I ate lunch while the blueberries and crust thawed a bit, and then came to see if my computer still computes. Thunderstorms and flooding for the next several hours. Which explains:


Lunch is over, the crosatta is done. I wish you all a warmer and dryer Labor Day holiday. Be well. Take a deep breath and smell this crosatta.

And to tickle your heart, have a look at Where the Towels Live. My best, oldest friend has given off living in the south and moved back to summer sunshine and winter snow in northeastern Ohio.

Friday, September 4, 2020

Changing time

 The other morning, heading down the steps to an appointment, there in the big sedum pot, a little purple colchicum blossom had worked its way through the mat of fleshy vines and begun to open.


I carefully cleaned out all the other growth, even some weeds, to admire the little fellow.  This bulb has followed me since childhood. My dad presented me with some every fall, from his treasured collection. I wonder where all they may be planted now.






I realized I should see it before it's gone. I was right; it's full open.
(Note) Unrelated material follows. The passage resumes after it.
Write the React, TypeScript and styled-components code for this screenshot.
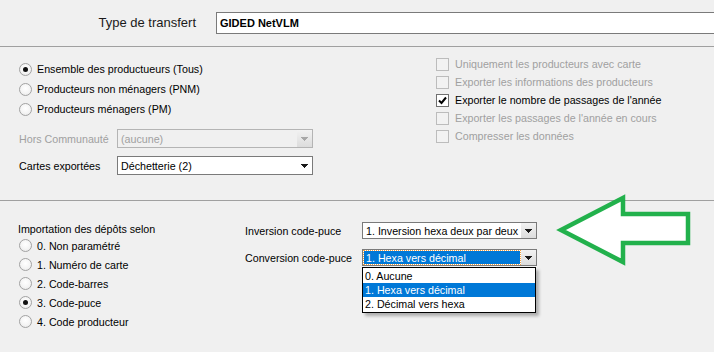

I'll bank up the soil to protect the bulb this winter, which is forecast to be harsh. Like they all aren't, one way or another. Next spring I'll plant the pot in perennials. My great bulb experiment failed.



Pig and zinnias were a success. Pig's nose has been in the bouquet for the last week. I want bigger zinnias next year. I noted same on my May, 2021 calendar. The beginning of a happy new summer and our country beginning to be better.


I've begun the next warp, grass green. And while today is trash day, it also is the day I expected delivery of a new box of warp. Things like this make an old woman anxious. Big box! What if Jim and his big UPS truck had to defer to big trash trucks, or worse yet, the box is balanced on his shoulder and.....


But the box was safely deposited on my very own Percy, under the supervision of you know who. All in a day's work. I wheeled it to the studio.


Tomorrow's job is reorganize the thread shelf and unload the colors.


I looked down and realized I'm not just a number, I have a name. It's been a little interesting fooling with positioning pictures, but not enough to do it again.



Tuesday, September 1, 2020

Where the towels live

 Three cheers for Margaret Butterworth. She sent me a wonderful idea, and it has become a new page, Where the towels live.

The concept sent me from chuckling to laughing out loud, when she sent me to the Instagram page she knows of. A young tradie made safe and stylish sunglasses for tradies. He promotes them through his Instagram account, Safestyle Eyewear. Send a picture wearing them on the job, be entered for a weekly prize.

I've woven my towel probably since 1988. I know everywhere I've flung them into the fray, how much baby food wiped from little mouths, mud from dog paws, on and on and much better, much worse. 

If I can find it in the drawer, I'll post the towel a granddaughter used for a cutting board.  I wonder if my sister will take a picture of Tom's head mopping towel hanging from his back pocket. 

And of course, towels mostly hang quietly in the kitchen, on the oven rack, in the fridge handle, on a towel rack, waiting to be put into action. I wonder if towels talk to each other at night.

Send a picture of your towel, in action or at rest. I'll post it on the blog page, in the order received. I'll post and link to your blog, and tell the city and state. If you want the towel to remain anonymous, so be it. I'll still recognize it.


 This towel came with us from the old house, so it was made between 1988 and 2002. Granddaughter used the towel for a cutting board, and sliced through an inch or so of threads. As it was one of two towels we brought from the old house, she scrabbled for a scrap of cloth and "mended" it. Towel lives on.

No prizes, just chuckles. I won't take this to Instagram yet. That format still intimidates me, and takes too much time. I would be better off weaving.

I do hope you will like the new page and send pictures of your towels for me to post. Thank you Margaret.